H-R diagram of 47 Tucanae
I started off my last post talking about the well-known properties of globular clusters, but I chose not to dive into the details of the stars inside the clusters. The stars really deserve an article all to themselves. Now is the time for that article.
Basically all of the stars in a globular cluster have the same age and formed under the same conditions. Observations of a globular cluster are a snapshot of one point along the evolutionary track of all these stars. Each star will have well defined properties depending on its mass and the age of the cluster. In the early 1900's, Ejnar Herstzprung and Henry Norris Russell made the first observations of this age and mass relation, thus earning the honor of having the model named after them.
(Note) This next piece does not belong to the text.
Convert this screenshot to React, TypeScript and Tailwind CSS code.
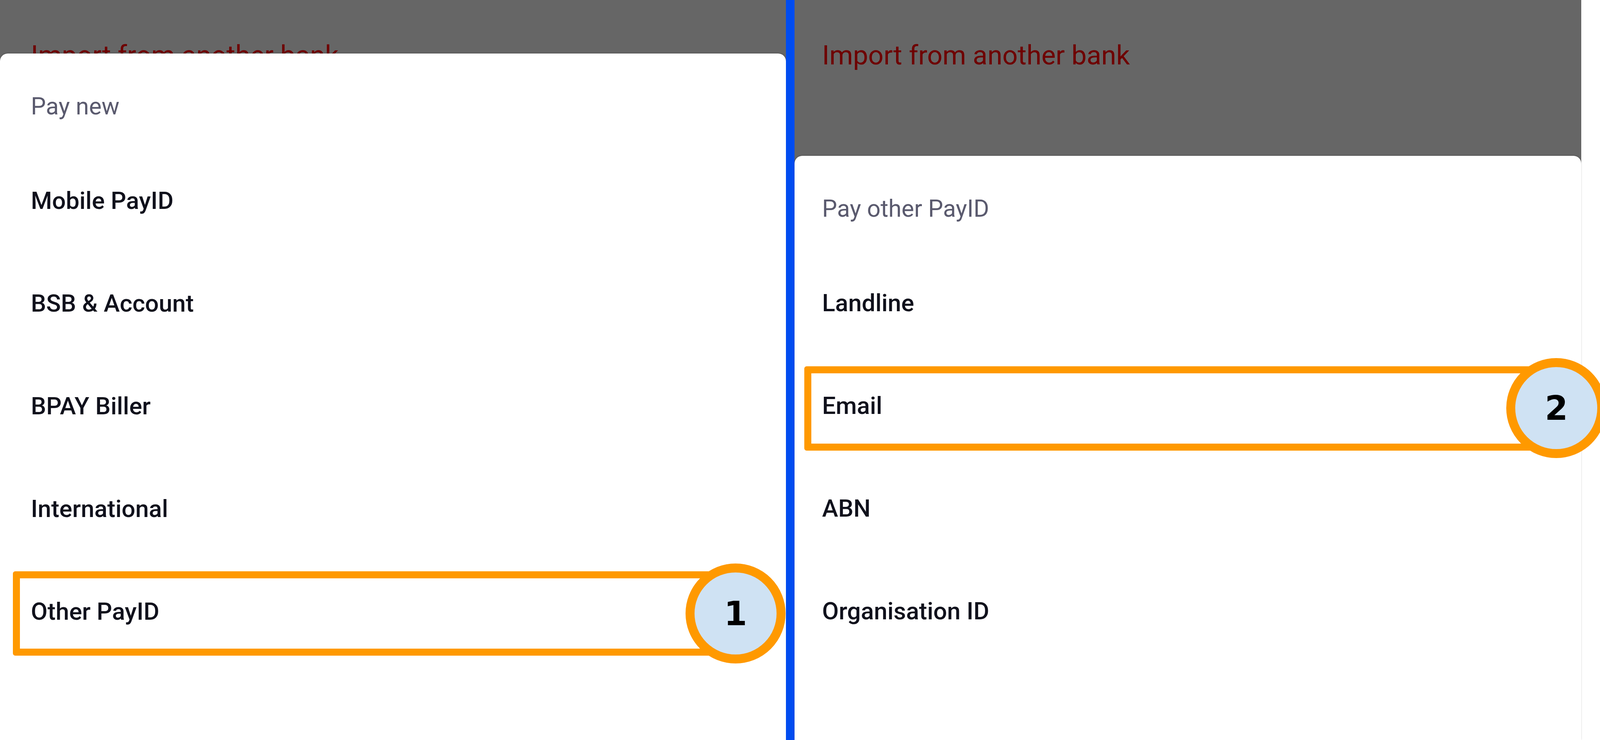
import React from "react";

type Marker = { n: number; box: string; circle: string };

const leftItems = ["Mobile PayID", "BSB & Account", "BPAY Biller", "International", "Other PayID"];
const rightItems = ["Landline", "Email", "ABN", "Organisation ID"];

// Orange highlight frame plus the numbered step bubble
const Callout: React.FC<Marker> = ({ n, box, circle }) => (
  <>
    <div className={`absolute h-[216px] rounded-[6px] border-[18px] border-[#ff9900] ${box}`} />
    <div
      className={`absolute flex h-[256px] w-[256px] items-center justify-center rounded-full border-[23px] border-[#ff9900] bg-[#cfe2f3] ${circle}`}
    >
      <span className="font-['DejaVu_Sans',sans-serif] text-[85px] font-bold leading-none text-black">{n}</span>
    </div>
  </>
);

const Sheet: React.FC<{
  title: string;
  items: string[];
  marked: string;
  marker: Marker;
  pad: string;
}> = ({ title, items, marked, marker, pad }) => (
  <div className="flex-1 rounded-t-[20px] bg-white shadow-[0_-1px_3px_rgba(0,0,0,0.25)]">
    <div className={`h-[245px] pt-[99px] text-[61px] leading-[72px] text-[#5a5a6e] ${pad}`}>{title}</div>
    {items.map((item) => (
      <div
        key={item}
        className={`relative h-[263px] whitespace-nowrap text-[62px] font-medium leading-[263px] text-[#10111c] ${pad}`}
      >
        {item}
        {item === marked && <Callout {...marker} />}
      </div>
    ))}
  </div>
);

const App: React.FC = () => {
  return (
    <div className="flex h-[1895px] w-full overflow-hidden bg-white font-['Roboto',sans-serif]">
      {/* Left screen */}
      <div className="flex w-[49.12%] shrink-0 flex-col bg-[#666666]">
        <div className="h-[137px] overflow-hidden whitespace-nowrap pl-[3.93%] pt-[102px] text-[69px] leading-[80px] text-[#6e0000]">
          Import from another bank
        </div>
        <Sheet
          title="Pay new"
          items={leftItems}
          marked="Other PayID"
          pad="pl-[3.93%]"
          marker={{ n: 1, box: "top-[29px] left-[1.65%] w-[91.34%]", circle: "top-[9px] left-[87.23%]" }}
        />
      </div>

      {/* Divider */}
      <div className="w-[0.53%] shrink-0 bg-[#004cf0]" />

      {/* Right screen */}
      <div className="flex w-[49.19%] shrink-0 flex-col bg-[#666666]">
        <div className="h-[399px] whitespace-nowrap pl-[3.52%] pt-[102px] text-[69px] leading-[80px] text-[#6e0000]">
          Import from another bank
        </div>
        <Sheet
          title="Pay other PayID"
          items={rightItems}
          marked="Email"
          pad="pl-[3.52%]"
          marker={{ n: 2, box: "top-[31px] left-[1.25%] w-[94.92%]", circle: "top-[10px] left-[90.46%]" }}
        />
      </div>
    </div>
  );
};

export default App;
Not to be confused with more common corporate acronym, we now refer to the model describing the brightness and color of stars as the Hertzsprung-Russell diagram, or H-R diagram.
The H-R diagram shows the relationship between the brightness of a star and its color. In the figure at the top of this page, the y-axis shows the brightness of the stars in the cluster. The brightest stars are represented by the dots at the top of the figure. The faintest stars are near the bottom. The x-axis shows the color of these stars – red stars are on the right and blue stars are on the left.
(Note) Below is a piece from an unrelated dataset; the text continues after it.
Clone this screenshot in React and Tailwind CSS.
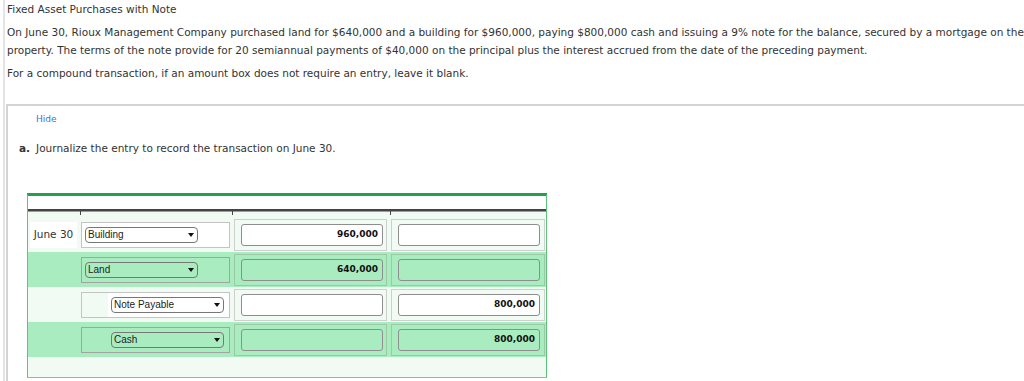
const rows = [
  { date: 'June 30', account: 'Building', debit: '960,000', credit: '', green: false, indent: false },
  { date: '', account: 'Land', debit: '640,000', credit: '', green: true, indent: false },
  { date: '', account: 'Note Payable', debit: '', credit: '800,000', green: false, indent: true },
  { date: '', account: 'Cash', debit: '', credit: '800,000', green: true, indent: true },
];

const Caret = () => (
  <svg width="6" height="4" viewBox="0 0 6 4" className="shrink-0">
    <polygon points="0,0 6,0 3,4" fill="#111" />
  </svg>
);

const AmountBox = ({ value, green, first }) => (
  <div
    className={`h-[32px] border flex items-center pl-[6px] ${first ? 'ml-[2px] w-[153px]' : 'ml-[1px] w-[154px]'} ${
      green ? 'border-[#9cc8a6]' : 'border-[#cfcfcf]'
    }`}
  >
    <div
      className={`h-[22px] w-[142px] rounded-[3px] border border-[#8e8e8e] flex items-center justify-end pr-[4px] font-['DejaVu_Sans',sans-serif] text-[9px] font-bold text-[#111] ${
        green ? 'bg-[#a8ecbf]' : 'bg-white'
      }`}
    >
      {value}
    </div>
  </div>
);

const JournalRow = ({ row }) => (
  <div
    className={`grid grid-cols-[52px_152px_158px_156px] h-[35px] items-center ${
      row.green ? 'bg-[#a8ecbf]' : ''
    }`}
  >
    <div className="flex">
      {row.date && (
        <div className="ml-[2px] w-[47px] h-[26px] bg-white flex items-center justify-center text-[10.5px] text-[#333]">
          {row.date}
        </div>
      )}
    </div>
    <div
      className={`ml-[1px] w-[149px] h-[26px] border flex ${
        row.green ? 'border-[#a3a3a3]' : 'border-[#c4c4c4]'
      }`}
    >
      <div
        className={`flex-1 flex items-center pl-[3px] ${row.indent ? 'ml-[26px]' : ''} ${
          row.green ? '' : 'bg-white'
        }`}
      >
        <div className="w-[113px] h-[16px] rounded-[4px] border border-[#777] flex items-center justify-between pl-[2px] pr-[3px] font-['Liberation_Sans',sans-serif] text-[10px] text-[#222] leading-none">
          <span>{row.account}</span>
          <Caret />
        </div>
      </div>
    </div>
    <AmountBox value={row.debit} green={row.green} first />
    <AmountBox value={row.credit} green={row.green} />
  </div>
);

export default function App() {
  return (
    <div className="h-[381px] overflow-hidden bg-white font-['DejaVu_Sans',sans-serif] text-[#333]">
      <div className="ml-[3px] h-full border-l-2 border-[#e4e4e4] flex flex-col">
        <div className="pl-[2px] mr-[-6px] text-[10.5px] leading-[18px]">
          <p>Fixed Asset Purchases with Note</p>
          <p className="mt-[5px]">
            On June 30, Rioux Management Company purchased land for $640,000 and a building for $960,000, paying
            $800,000 cash and issuing a 9% note for the balance, secured by a mortgage on the property. The terms of
            the note provide for 20 semiannual payments of $40,000 on the principal plus the interest accrued from the
            date of the preceding payment.
          </p>
          <p className="mt-[5px]">For a compound transaction, if an amount box does not require an entry, leave it blank.</p>
        </div>

        <div className="mt-[22px] ml-[1px] flex-1 border-t-2 border-l-2 border-[#d4d4d4]">
          <div className="pt-[6px] pl-[28px] text-[9px] leading-[14px] text-[#3a72d0]">Hide</div>
          <div className="mt-[13px] pl-[11px] text-[10.5px] leading-[18px]">
            <span className="font-bold">a.</span>
            <span className="ml-[6px]">Journalize the entry to record the transaction on June 30.</span>
          </div>

          <div className="mt-[36px] ml-[19px] w-[520px] border-t-[3px] border-t-[#22a14a] border-x border-b border-x-[#5cc47a] border-b-[#72cf8c]">
            <div className="h-[13px] bg-white" />
            <div className="grid grid-cols-[52px_152px_158px_156px] h-[6px] bg-[#f1faf3]">
              {[0, 1, 2, 3].map((i) => (
                <div key={i} className={`h-full ${i > 0 ? 'border-l border-[#444]' : ''}`}>
                  <div className="h-[3px] border-t-2 border-[#444] border-b border-b-[#9a9a9a]" />
                </div>
              ))}
            </div>
            <div className="bg-[#f1faf3] pt-[2px] pb-[20px]">
              {rows.map((row, i) => (
                <JournalRow key={i} row={row} />
              ))}
            </div>
          </div>
        </div>
      </div>
    </div>
  );
}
All stars start on the main sequence, regardless of their mass. A star on the main sequence is burning hydrogen in its core. The more massive main sequence stars burn much more hydrogen, making them hotter, bluer, and brighter than the lower mass stars. The main sequence stars can be seen as the dots below the objects labeled “subgiant branch” in the H-R diagram at the top of the page. You should be able to see the bluer-brighter relationship that describes the main sequence stars.